The Dodd-Frank financial reform act is "fundamentally unconstitutional," said Rep. Scott Garrett (R., N.J.) at a Monday event hosted by the Cato Institute commemorating the third anniversary of the act’s signing by President Barack Obama.
"Dodd-Frank is, I would say, the great exception to the Constitution," Garrett said.
Garrett spoke over lunch to a gathered crowed at the libertarian think tank following two panels discussing the law’s impact. He is a member of the House Financial Services and Budget Committees and he founded the Congressional Constitution Caucus.

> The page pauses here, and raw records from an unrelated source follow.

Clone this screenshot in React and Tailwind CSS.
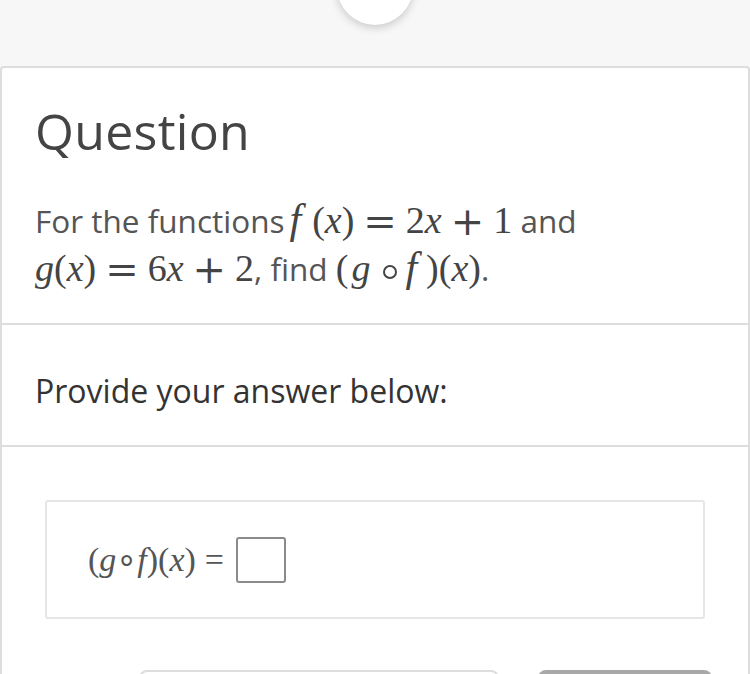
import React from "react";

function M({ children, className = "" }) {
  return (
    <span className={"font-['Liberation_Serif',serif] text-[38px] leading-none text-[#444] " + className}>
      {children}
    </span>
  );
}

function Op({ children }) {
  return (
    <span className="font-['DejaVu_Serif',serif] text-[40px] leading-none mx-[9px] align-[-2px]">
      {children}
    </span>
  );
}

export default function App() {
  return (
    <div className="w-[750px] h-[674px] overflow-hidden bg-[#f7f7f7] font-['Open_Sans',sans-serif]">
      <div className="mx-auto -mt-[51px] w-[76px] h-[76px] rounded-full bg-white shadow-[0_3px_8px_rgba(0,0,0,0.18)]" />
      <div className="mt-[41px] border-2 border-[#dddddd] rounded-[4px] bg-white h-[700px]">
        <div className="px-[33px] pt-[33px] pb-[30px] border-b-2 border-[#dddddd]">
          <h1 className="text-[50px] leading-[60px] text-[#444] tracking-[0.3px]">Question</h1>
          <p className="mt-[36px] text-[31.5px] leading-[48px] text-[#555]">
            For the functions
            <M>
              <i className="ml-[5px] mr-[11px] text-[42px]">f</i>(<i>x</i>)<Op>=</Op>2<i>x</i>
              <Op>+</Op>1
            </M>{" "}
            and
            <br />
            <M>
              <i>g</i>(<i>x</i>)<Op>=</Op>6<i>x</i>
              <Op>+</Op>2
            </M>
            , find{" "}
            <M>
              (<i className="ml-[3px]">g</i>
              <span className="inline-block ml-[13px] mr-[8px] w-[14px] h-[14px] border-2 border-[#444] rounded-full align-[2px]" />
              <i className="mr-[9px] text-[42px]">f</i>)(<i>x</i>)
            </M>
            .
          </p>
        </div>
        <div className="px-[33px] pt-[44px] pb-[32px] border-b-2 border-[#dddddd]">
          <p className="text-[32px] leading-[44px] text-[#333]">Provide your answer below:</p>
        </div>
        <div className="px-[43px] pt-[53px]">
          <div className="h-[119px] border-2 border-[#e6e6e6] rounded-[3px] flex items-center pl-[41px]">
            <span className="font-['Liberation_Serif',serif] text-[34px] leading-none text-[#555]">
              (<i>g</i>∘<i>f</i>)(<i>x</i>)<span className="ml-[9px]">=</span>
            </span>
            <div className="ml-[12px] w-[50px] h-[46px] border-2 border-[#8a8a8a] rounded-[3px]" />
          </div>
        </div>
        <div className="mt-[51px] flex justify-end gap-[39px] pr-[36px]">
          <div className="w-[360px] h-[50px] border-2 border-[#dddddd] rounded-[8px] bg-white" />
          <div className="w-[174px] h-[50px] rounded-[8px] bg-[#a8a8a8]" />
        </div>
      </div>
    </div>
  );
}
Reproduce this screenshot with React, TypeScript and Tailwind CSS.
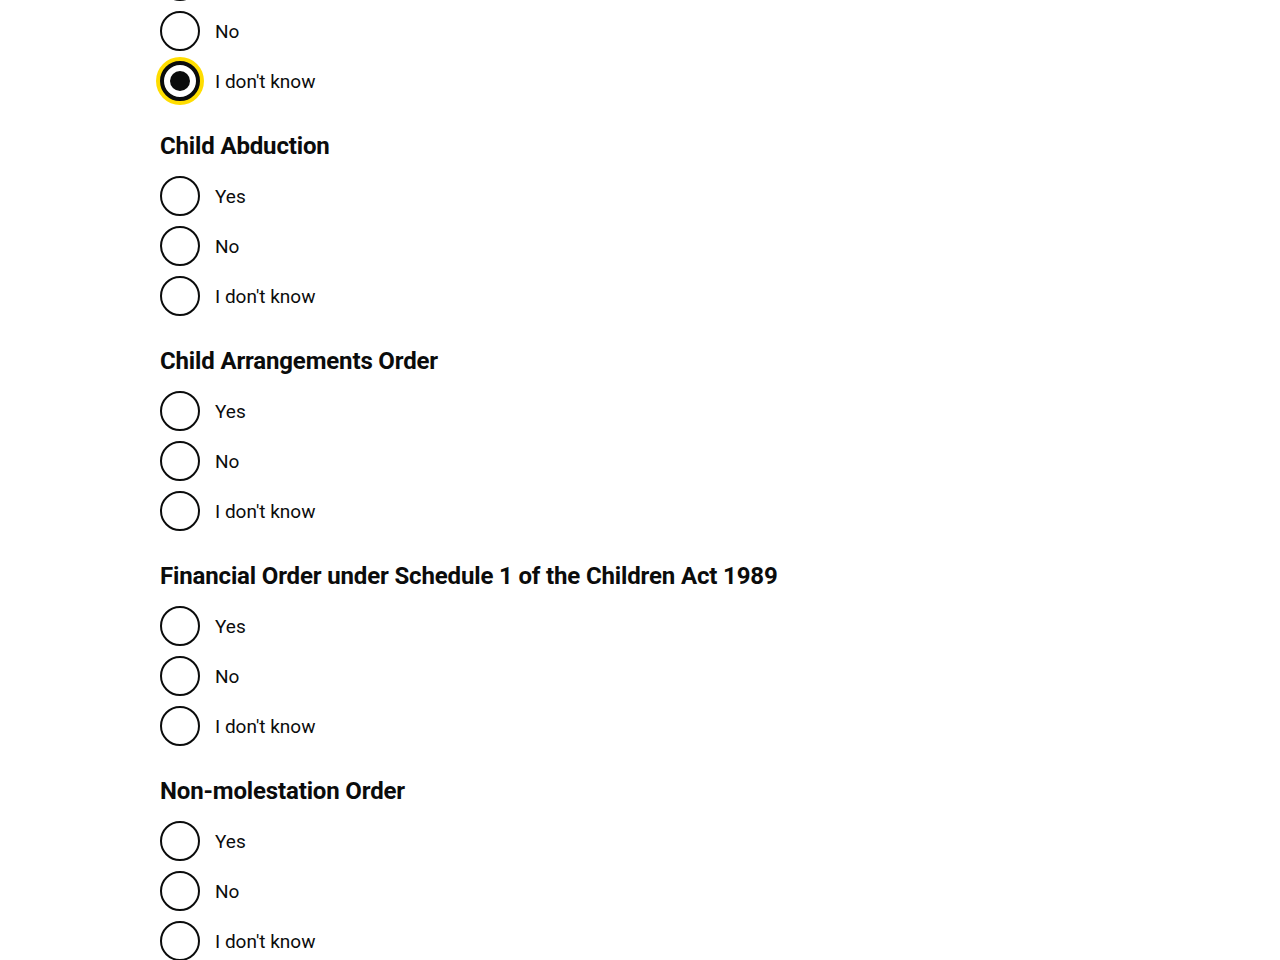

The law creates two agencies—the Financial Stability Oversight Council (FSOC) and the Consumer Financial Protection Bureau (CFPB)—that have effectively unlimited power and very limited oversight, Garrett said.
"Put them together, they are basically the judge, the jury, and unfortunately the executioner of the economy," he said. He argued that these agencies’ extensive authorities undermine the Constitution’s principle of the separation of powers.
The CFPB is unaccountable to Congress for its funding, and the president can only remove its director for limited reasons—and not for policy disagreements. The FSOC writes its own rules, and the courts cannot rule on the legality of its interpretation of the Dodd-Frank Act, which it is implementing, Garrett contended.
"It is a war on free markets in this country," he said.
Garrett highlighted the ongoing lawsuit against these and other provisions of the Dodd-Frank bill in his remarks. The plaintiffs, which include a community bank from Texas as well as 11 states, had their first hearing in June and are awaiting a decision from the judge.
Garrett’s speech followed two panel discussions on the impact of the law and its future prospects. The panelists included policy experts, regulators, and a member of the private financial sector.